— start —

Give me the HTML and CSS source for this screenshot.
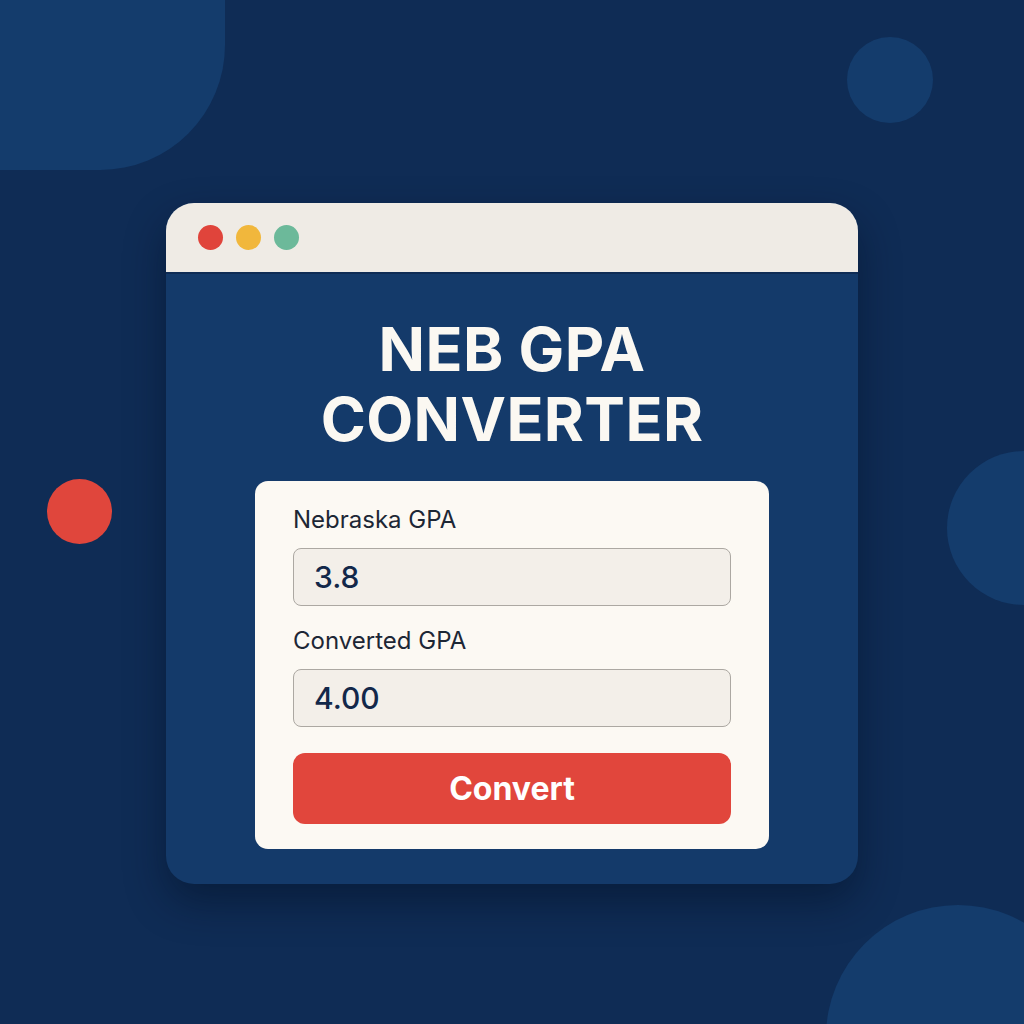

— end —
— start —

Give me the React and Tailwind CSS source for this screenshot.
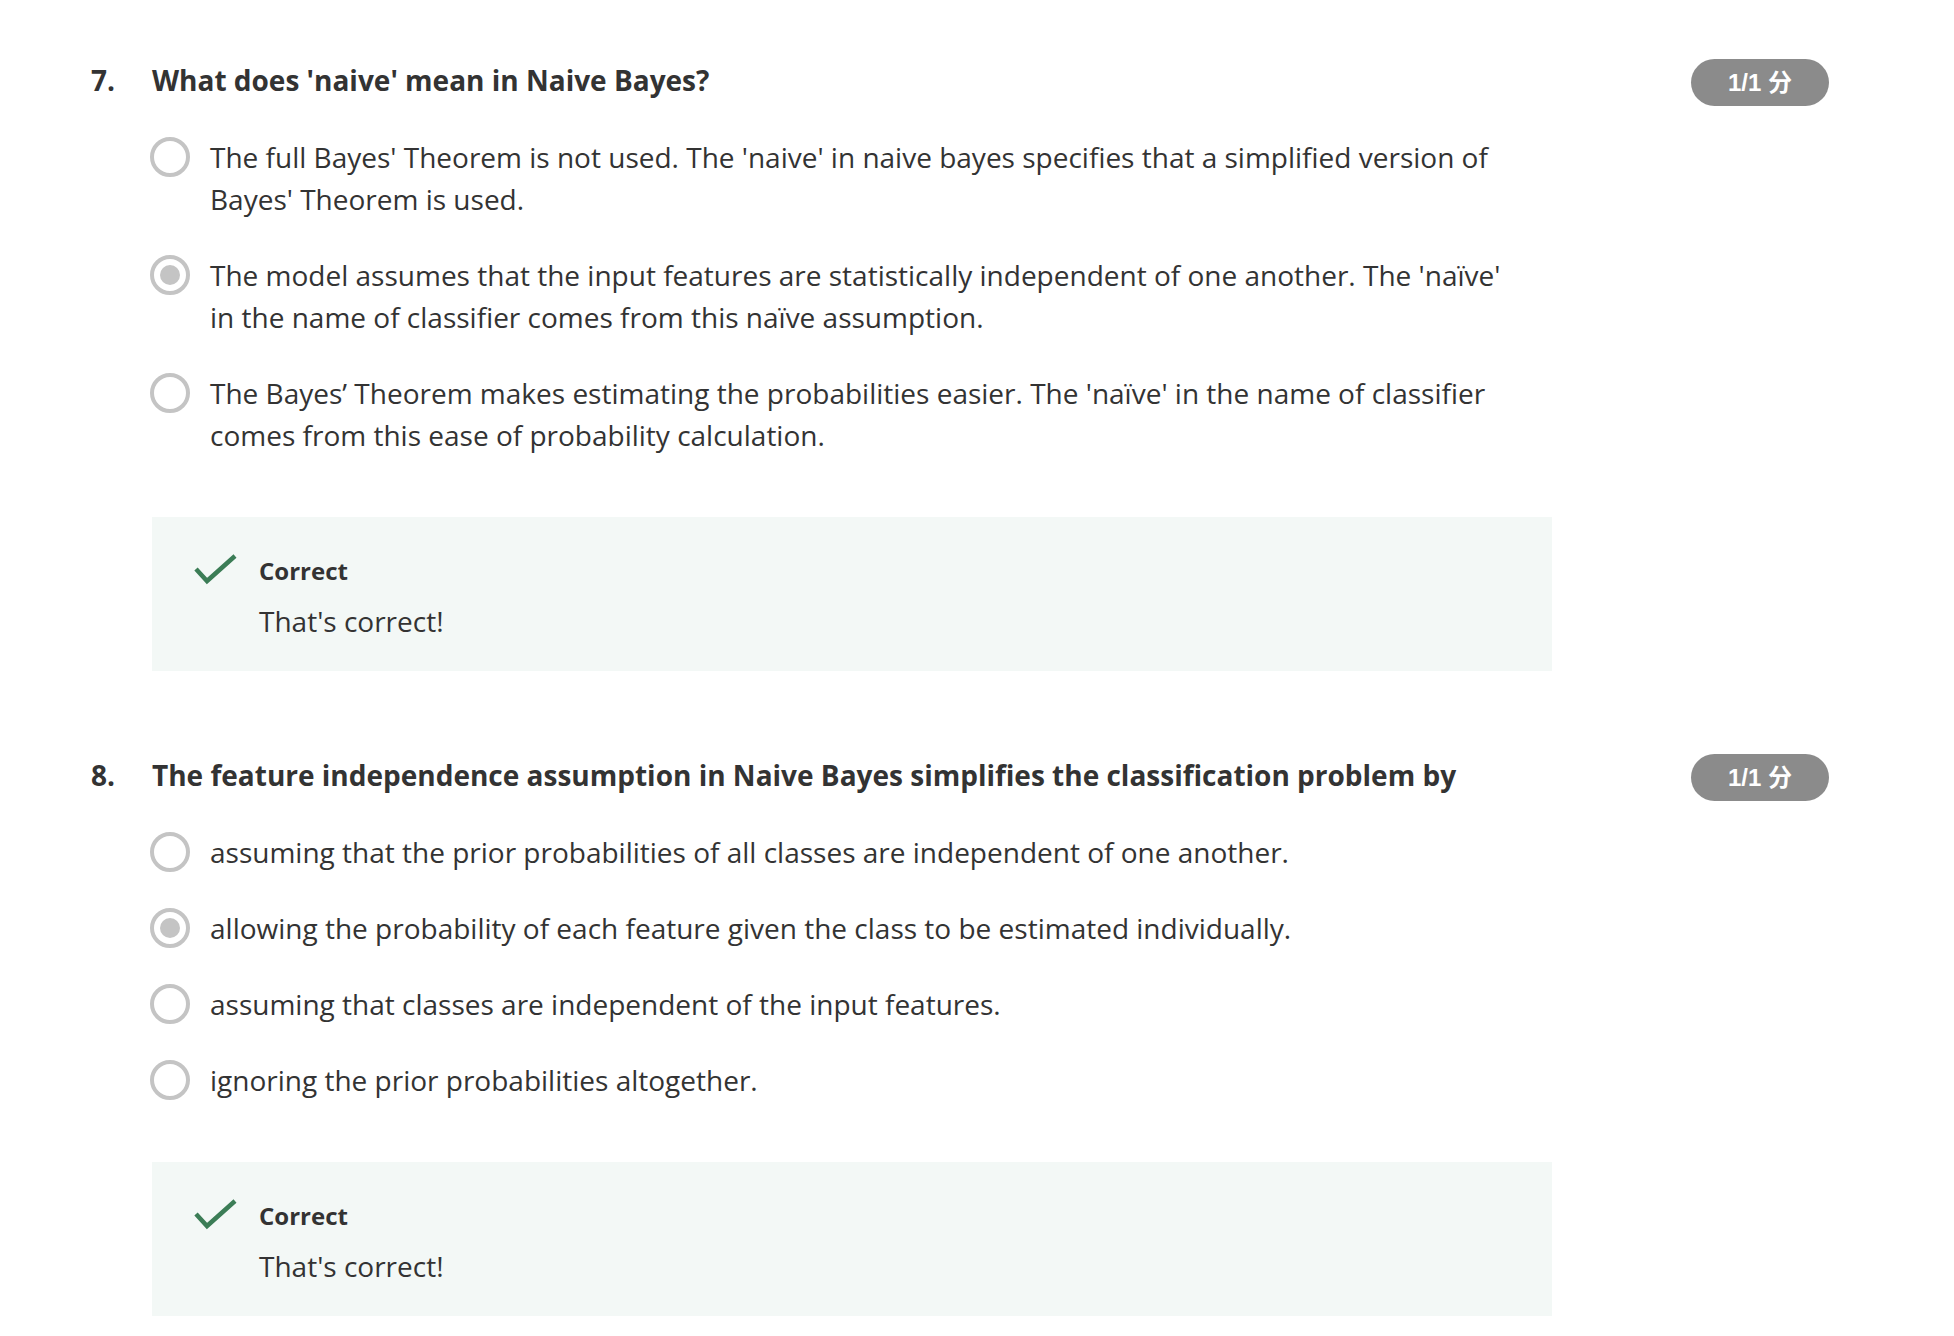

— end —
— start —

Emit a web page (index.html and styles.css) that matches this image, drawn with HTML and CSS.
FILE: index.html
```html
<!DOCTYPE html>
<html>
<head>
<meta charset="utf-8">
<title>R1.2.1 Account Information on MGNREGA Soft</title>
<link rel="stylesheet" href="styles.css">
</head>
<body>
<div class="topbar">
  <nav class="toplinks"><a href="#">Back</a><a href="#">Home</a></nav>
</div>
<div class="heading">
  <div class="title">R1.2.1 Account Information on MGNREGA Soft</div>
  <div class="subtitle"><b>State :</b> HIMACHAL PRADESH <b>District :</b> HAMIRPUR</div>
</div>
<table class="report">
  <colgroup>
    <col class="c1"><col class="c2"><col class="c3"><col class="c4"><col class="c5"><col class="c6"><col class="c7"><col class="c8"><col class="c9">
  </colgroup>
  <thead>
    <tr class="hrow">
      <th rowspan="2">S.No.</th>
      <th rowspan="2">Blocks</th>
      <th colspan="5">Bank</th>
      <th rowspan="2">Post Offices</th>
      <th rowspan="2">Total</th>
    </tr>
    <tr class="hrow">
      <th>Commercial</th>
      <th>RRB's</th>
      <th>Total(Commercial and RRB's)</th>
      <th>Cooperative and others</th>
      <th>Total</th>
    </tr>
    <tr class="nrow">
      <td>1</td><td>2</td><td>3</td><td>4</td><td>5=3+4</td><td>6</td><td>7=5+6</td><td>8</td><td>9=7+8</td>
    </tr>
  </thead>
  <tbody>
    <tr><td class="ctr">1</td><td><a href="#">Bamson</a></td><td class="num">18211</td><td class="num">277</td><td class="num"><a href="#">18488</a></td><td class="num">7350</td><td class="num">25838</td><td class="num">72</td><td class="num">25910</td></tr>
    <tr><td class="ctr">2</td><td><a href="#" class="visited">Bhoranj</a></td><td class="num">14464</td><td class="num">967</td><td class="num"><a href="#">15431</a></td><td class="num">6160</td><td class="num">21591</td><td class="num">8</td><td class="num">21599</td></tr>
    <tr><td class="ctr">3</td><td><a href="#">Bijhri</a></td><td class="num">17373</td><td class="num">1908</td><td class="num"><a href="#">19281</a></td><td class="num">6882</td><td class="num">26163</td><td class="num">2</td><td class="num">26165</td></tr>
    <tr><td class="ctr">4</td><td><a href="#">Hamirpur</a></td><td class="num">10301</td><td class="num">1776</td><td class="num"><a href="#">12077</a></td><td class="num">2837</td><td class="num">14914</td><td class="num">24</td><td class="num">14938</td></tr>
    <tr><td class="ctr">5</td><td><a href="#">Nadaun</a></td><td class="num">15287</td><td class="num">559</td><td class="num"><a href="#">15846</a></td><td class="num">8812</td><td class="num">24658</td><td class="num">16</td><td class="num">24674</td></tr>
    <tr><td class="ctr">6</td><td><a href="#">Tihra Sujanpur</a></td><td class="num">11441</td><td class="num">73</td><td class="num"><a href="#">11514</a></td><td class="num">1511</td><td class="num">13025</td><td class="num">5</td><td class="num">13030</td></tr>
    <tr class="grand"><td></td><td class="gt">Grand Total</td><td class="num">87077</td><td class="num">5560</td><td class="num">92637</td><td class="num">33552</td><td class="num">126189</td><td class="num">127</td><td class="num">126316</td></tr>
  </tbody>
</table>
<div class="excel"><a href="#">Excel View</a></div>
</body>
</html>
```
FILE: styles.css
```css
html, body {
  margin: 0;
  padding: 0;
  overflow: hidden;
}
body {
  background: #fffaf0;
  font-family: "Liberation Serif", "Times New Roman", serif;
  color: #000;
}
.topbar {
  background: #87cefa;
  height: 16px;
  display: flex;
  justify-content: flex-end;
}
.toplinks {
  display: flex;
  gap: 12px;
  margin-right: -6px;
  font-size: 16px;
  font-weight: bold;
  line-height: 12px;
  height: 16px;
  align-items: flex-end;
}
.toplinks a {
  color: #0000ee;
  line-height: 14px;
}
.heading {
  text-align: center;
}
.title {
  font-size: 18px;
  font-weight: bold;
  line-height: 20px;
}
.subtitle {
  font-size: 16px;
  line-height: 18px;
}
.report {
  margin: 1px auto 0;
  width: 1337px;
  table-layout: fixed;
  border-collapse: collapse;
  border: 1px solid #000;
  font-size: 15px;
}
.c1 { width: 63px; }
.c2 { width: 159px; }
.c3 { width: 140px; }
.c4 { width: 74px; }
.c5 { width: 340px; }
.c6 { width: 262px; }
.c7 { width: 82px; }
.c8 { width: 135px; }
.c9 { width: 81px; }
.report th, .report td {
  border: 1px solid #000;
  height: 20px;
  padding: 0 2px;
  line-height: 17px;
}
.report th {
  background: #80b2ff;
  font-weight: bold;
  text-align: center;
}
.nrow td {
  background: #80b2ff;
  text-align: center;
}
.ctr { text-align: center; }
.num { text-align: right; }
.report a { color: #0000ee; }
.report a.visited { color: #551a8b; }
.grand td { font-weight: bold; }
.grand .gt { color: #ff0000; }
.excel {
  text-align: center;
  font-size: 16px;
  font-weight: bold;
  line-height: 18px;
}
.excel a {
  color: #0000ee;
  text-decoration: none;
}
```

— end —

Identify and list each line with the word "index".

### The solution
Emit a web page (index.html and styles.css) that matches this image, drawn with HTML and CSS.
FILE: index.html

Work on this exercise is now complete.